Data shown:
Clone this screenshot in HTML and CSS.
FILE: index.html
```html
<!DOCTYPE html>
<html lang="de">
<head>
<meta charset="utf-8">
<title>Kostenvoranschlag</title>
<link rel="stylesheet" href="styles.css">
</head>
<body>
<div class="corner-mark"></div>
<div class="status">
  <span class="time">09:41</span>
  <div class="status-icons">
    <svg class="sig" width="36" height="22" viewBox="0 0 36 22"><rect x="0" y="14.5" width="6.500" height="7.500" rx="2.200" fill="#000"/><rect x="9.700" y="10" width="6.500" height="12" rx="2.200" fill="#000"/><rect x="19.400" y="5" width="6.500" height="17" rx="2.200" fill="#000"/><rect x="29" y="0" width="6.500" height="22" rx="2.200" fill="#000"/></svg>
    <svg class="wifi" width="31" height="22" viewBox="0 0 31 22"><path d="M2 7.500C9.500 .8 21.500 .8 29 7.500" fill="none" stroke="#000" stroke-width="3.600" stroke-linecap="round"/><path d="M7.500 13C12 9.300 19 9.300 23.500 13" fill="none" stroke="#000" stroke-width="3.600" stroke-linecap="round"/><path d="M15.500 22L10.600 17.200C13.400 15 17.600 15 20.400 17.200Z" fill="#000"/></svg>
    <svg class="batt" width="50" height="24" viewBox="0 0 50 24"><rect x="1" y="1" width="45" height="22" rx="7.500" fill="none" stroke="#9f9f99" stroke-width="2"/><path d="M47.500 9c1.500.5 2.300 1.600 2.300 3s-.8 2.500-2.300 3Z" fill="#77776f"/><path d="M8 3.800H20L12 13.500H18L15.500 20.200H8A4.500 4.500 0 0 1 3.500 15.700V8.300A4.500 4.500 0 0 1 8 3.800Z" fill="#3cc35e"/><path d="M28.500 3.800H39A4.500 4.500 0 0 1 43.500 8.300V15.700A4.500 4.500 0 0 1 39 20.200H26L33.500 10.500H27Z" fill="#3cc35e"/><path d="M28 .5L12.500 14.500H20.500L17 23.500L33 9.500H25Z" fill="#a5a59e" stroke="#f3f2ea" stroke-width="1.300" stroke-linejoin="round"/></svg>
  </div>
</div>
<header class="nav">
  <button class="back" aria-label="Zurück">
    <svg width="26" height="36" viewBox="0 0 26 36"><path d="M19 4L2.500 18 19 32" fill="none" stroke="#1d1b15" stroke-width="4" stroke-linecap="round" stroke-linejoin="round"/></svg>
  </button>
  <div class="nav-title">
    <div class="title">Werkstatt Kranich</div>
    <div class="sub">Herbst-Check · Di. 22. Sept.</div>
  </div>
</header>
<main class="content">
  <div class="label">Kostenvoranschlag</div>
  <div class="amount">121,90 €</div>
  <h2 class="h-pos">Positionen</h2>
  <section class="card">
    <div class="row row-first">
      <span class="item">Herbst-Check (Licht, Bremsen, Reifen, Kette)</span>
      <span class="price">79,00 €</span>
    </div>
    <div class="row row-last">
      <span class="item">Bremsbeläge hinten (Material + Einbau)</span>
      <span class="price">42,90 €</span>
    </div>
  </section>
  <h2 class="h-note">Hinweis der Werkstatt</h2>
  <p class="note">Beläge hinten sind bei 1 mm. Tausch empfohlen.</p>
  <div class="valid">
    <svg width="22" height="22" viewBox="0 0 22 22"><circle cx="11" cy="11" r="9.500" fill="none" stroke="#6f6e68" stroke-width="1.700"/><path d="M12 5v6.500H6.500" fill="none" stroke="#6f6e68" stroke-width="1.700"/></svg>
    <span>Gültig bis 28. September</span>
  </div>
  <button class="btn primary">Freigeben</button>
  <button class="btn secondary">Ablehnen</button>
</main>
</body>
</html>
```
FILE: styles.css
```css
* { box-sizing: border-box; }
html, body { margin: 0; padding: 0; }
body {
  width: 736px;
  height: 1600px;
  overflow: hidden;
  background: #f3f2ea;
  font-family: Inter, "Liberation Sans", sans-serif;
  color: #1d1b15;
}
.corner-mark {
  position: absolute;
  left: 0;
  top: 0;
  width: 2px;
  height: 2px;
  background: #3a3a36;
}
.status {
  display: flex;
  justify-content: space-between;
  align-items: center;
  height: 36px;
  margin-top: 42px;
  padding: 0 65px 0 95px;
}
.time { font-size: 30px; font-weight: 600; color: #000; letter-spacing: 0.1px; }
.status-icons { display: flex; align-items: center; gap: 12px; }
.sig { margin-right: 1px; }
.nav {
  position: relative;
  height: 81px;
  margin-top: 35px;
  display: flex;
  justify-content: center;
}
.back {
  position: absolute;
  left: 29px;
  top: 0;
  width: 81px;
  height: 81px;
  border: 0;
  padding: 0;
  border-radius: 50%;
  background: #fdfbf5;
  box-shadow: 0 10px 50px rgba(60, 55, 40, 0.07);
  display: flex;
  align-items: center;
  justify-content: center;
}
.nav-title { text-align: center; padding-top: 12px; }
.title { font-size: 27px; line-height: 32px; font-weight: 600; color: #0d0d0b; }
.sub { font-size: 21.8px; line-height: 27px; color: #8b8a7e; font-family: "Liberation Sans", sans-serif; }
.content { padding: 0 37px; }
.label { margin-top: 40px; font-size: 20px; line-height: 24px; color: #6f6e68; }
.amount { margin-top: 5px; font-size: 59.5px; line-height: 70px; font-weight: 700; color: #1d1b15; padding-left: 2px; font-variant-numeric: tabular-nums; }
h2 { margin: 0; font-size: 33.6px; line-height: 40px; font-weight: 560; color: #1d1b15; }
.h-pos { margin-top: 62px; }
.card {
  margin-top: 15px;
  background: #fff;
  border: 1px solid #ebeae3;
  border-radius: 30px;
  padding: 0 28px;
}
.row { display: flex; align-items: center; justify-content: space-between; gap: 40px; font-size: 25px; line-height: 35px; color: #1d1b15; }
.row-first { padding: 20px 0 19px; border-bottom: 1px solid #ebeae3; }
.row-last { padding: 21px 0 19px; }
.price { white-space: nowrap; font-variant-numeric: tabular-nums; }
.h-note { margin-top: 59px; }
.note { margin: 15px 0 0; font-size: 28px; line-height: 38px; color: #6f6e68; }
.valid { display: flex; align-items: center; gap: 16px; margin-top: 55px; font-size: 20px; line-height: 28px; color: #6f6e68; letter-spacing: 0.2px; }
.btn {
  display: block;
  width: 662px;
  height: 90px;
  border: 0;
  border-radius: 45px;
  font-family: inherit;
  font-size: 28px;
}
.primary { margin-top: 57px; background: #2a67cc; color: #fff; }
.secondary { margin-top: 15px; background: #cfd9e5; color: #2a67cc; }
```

Problem to work on:
Reproduce every line of the material above exactly.

Exercise answer:
Clone this screenshot in HTML and CSS.
FILE: index.html
```html
<!DOCTYPE html>
<html lang="de">
<head>
<meta charset="utf-8">
<title>Kostenvoranschlag</title>
<link rel="stylesheet" href="styles.css">
</head>
<body>
<div class="corner-mark"></div>
<div class="status">
  <span class="time">09:41</span>
  <div class="status-icons">
    <svg class="sig" width="36" height="22" viewBox="0 0 36 22"><rect x="0" y="14.5" width="6.500" height="7.500" rx="2.200" fill="#000"/><rect x="9.700" y="10" width="6.500" height="12" rx="2.200" fill="#000"/><rect x="19.400" y="5" width="6.500" height="17" rx="2.200" fill="#000"/><rect x="29" y="0" width="6.500" height="22" rx="2.200" fill="#000"/></svg>
    <svg class="wifi" width="31" height="22" viewBox="0 0 31 22"><path d="M2 7.500C9.500 .8 21.500 .8 29 7.500" fill="none" stroke="#000" stroke-width="3.600" stroke-linecap="round"/><path d="M7.500 13C12 9.300 19 9.300 23.500 13" fill="none" stroke="#000" stroke-width="3.600" stroke-linecap="round"/><path d="M15.500 22L10.600 17.200C13.400 15 17.600 15 20.400 17.200Z" fill="#000"/></svg>
    <svg class="batt" width="50" height="24" viewBox="0 0 50 24"><rect x="1" y="1" width="45" height="22" rx="7.500" fill="none" stroke="#9f9f99" stroke-width="2"/><path d="M47.500 9c1.500.5 2.300 1.600 2.300 3s-.8 2.500-2.300 3Z" fill="#77776f"/><path d="M8 3.800H20L12 13.500H18L15.500 20.200H8A4.500 4.500 0 0 1 3.500 15.700V8.300A4.500 4.500 0 0 1 8 3.800Z" fill="#3cc35e"/><path d="M28.500 3.800H39A4.500 4.500 0 0 1 43.500 8.300V15.700A4.500 4.500 0 0 1 39 20.200H26L33.500 10.500H27Z" fill="#3cc35e"/><path d="M28 .5L12.500 14.500H20.500L17 23.500L33 9.500H25Z" fill="#a5a59e" stroke="#f3f2ea" stroke-width="1.300" stroke-linejoin="round"/></svg>
  </div>
</div>
<header class="nav">
  <button class="back" aria-label="Zurück">
    <svg width="26" height="36" viewBox="0 0 26 36"><path d="M19 4L2.500 18 19 32" fill="none" stroke="#1d1b15" stroke-width="4" stroke-linecap="round" stroke-linejoin="round"/></svg>
  </button>
  <div class="nav-title">
    <div class="title">Werkstatt Kranich</div>
    <div class="sub">Herbst-Check · Di. 22. Sept.</div>
  </div>
</header>
<main class="content">
  <div class="label">Kostenvoranschlag</div>
  <div class="amount">121,90 €</div>
  <h2 class="h-pos">Positionen</h2>
  <section class="card">
    <div class="row row-first">
      <span class="item">Herbst-Check (Licht, Bremsen, Reifen, Kette)</span>
      <span class="price">79,00 €</span>
    </div>
    <div class="row row-last">
      <span class="item">Bremsbeläge hinten (Material + Einbau)</span>
      <span class="price">42,90 €</span>
    </div>
  </section>
  <h2 class="h-note">Hinweis der Werkstatt</h2>
  <p class="note">Beläge hinten sind bei 1 mm. Tausch empfohlen.</p>
  <div class="valid">
    <svg width="22" height="22" viewBox="0 0 22 22"><circle cx="11" cy="11" r="9.500" fill="none" stroke="#6f6e68" stroke-width="1.700"/><path d="M12 5v6.500H6.500" fill="none" stroke="#6f6e68" stroke-width="1.700"/></svg>
    <span>Gültig bis 28. September</span>
  </div>
  <button class="btn primary">Freigeben</button>
  <button class="btn secondary">Ablehnen</button>
</main>
</body>
</html>
```
FILE: styles.css
```css
* { box-sizing: border-box; }
html, body { margin: 0; padding: 0; }
body {
  width: 736px;
  height: 1600px;
  overflow: hidden;
  background: #f3f2ea;
  font-family: Inter, "Liberation Sans", sans-serif;
  color: #1d1b15;
}
.corner-mark {
  position: absolute;
  left: 0;
  top: 0;
  width: 2px;
  height: 2px;
  background: #3a3a36;
}
.status {
  display: flex;
  justify-content: space-between;
  align-items: center;
  height: 36px;
  margin-top: 42px;
  padding: 0 65px 0 95px;
}
.time { font-size: 30px; font-weight: 600; color: #000; letter-spacing: 0.1px; }
.status-icons { display: flex; align-items: center; gap: 12px; }
.sig { margin-right: 1px; }
.nav {
  position: relative;
  height: 81px;
  margin-top: 35px;
  display: flex;
  justify-content: center;
}
.back {
  position: absolute;
  left: 29px;
  top: 0;
  width: 81px;
  height: 81px;
  border: 0;
  padding: 0;
  border-radius: 50%;
  background: #fdfbf5;
  box-shadow: 0 10px 50px rgba(60, 55, 40, 0.07);
  display: flex;
  align-items: center;
  justify-content: center;
}
.nav-title { text-align: center; padding-top: 12px; }
.title { font-size: 27px; line-height: 32px; font-weight: 600; color: #0d0d0b; }
.sub { font-size: 21.8px; line-height: 27px; color: #8b8a7e; font-family: "Liberation Sans", sans-serif; }
.content { padding: 0 37px; }
.label { margin-top: 40px; font-size: 20px; line-height: 24px; color: #6f6e68; }
.amount { margin-top: 5px; font-size: 59.5px; line-height: 70px; font-weight: 700; color: #1d1b15; padding-left: 2px; font-variant-numeric: tabular-nums; }
h2 { margin: 0; font-size: 33.6px; line-height: 40px; font-weight: 560; color: #1d1b15; }
.h-pos { margin-top: 62px; }
.card {
  margin-top: 15px;
  background: #fff;
  border: 1px solid #ebeae3;
  border-radius: 30px;
  padding: 0 28px;
}
.row { display: flex; align-items: center; justify-content: space-between; gap: 40px; font-size: 25px; line-height: 35px; color: #1d1b15; }
.row-first { padding: 20px 0 19px; border-bottom: 1px solid #ebeae3; }
.row-last { padding: 21px 0 19px; }
.price { white-space: nowrap; font-variant-numeric: tabular-nums; }
.h-note { margin-top: 59px; }
.note { margin: 15px 0 0; font-size: 28px; line-height: 38px; color: #6f6e68; }
.valid { display: flex; align-items: center; gap: 16px; margin-top: 55px; font-size: 20px; line-height: 28px; color: #6f6e68; letter-spacing: 0.2px; }
.btn {
  display: block;
  width: 662px;
  height: 90px;
  border: 0;
  border-radius: 45px;
  font-family: inherit;
  font-size: 28px;
}
.primary { margin-top: 57px; background: #2a67cc; color: #fff; }
.secondary { margin-top: 15px; background: #cfd9e5; color: #2a67cc; }
```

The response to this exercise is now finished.